The modern era and advent of online-only products has led to AAA publishers releasing more and more unfinished products with game-breaking bugs because "we can fix it later"/it's cheaper to fix after launch/because executives simply don't care how it impacts the players, because they have pre-order money in their pockets already/they continue to mistreat the devs of the games, and force them to release unfinished products, and move on to the next cash-grab. These are facts. Not opinions.

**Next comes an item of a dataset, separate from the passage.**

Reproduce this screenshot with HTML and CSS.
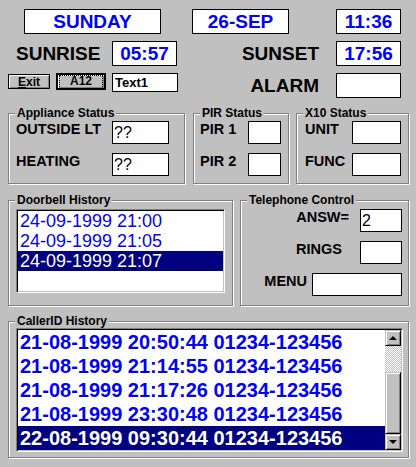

Anyways, here's more fact-based sources. One
Two
Three...this video is even from five years ago! (And quotes someone from 8 years prior to that stating that: "The answer for us as publishers is to actually sell unfinished games..."
Four
Five
Next time you find yourself heated by facts that aren't opinions, don't attack the person dealing out the facts, and claim they said something they didn't say - especially if it's the exact opposite of something they said multiple times. Once you start taunting and being childish in a debate, it becomes clear you're not an adult, and shouldn't be partaking in serious, adult conversations - no matter the topic. Objective facts may make you mad, but hey - I'm mad that modern games release in a shitty state thanks to being fully online these days, and not releasing in a physical state that encourages Publishers to release a full, and mostly bug-free game (free of bugs that impact gameplay or story in a serious way, at least. The occasional NPC glitched into a wall or the sky isn't a huge deal, and a wacky texture here and there is mostly hilarious.) Anyways, Donald Trump simply attacks people who use facts in a debate! Don't be like Donald Trump. Don't choose to attack the other person, instead of using objective-based-facts to debate/discuss things. Debates shouldn't make you mad - they should be interesting, and enlightening, and you (or the other person, or all parties) should learn from them. And inevitably, in fact based discussions...someone is wrong! I'm often wrong. I like learning new things. But letting your emotions guide you in a fact based discussion that is very literal and not rooted in emotional appeals... just makes a mess.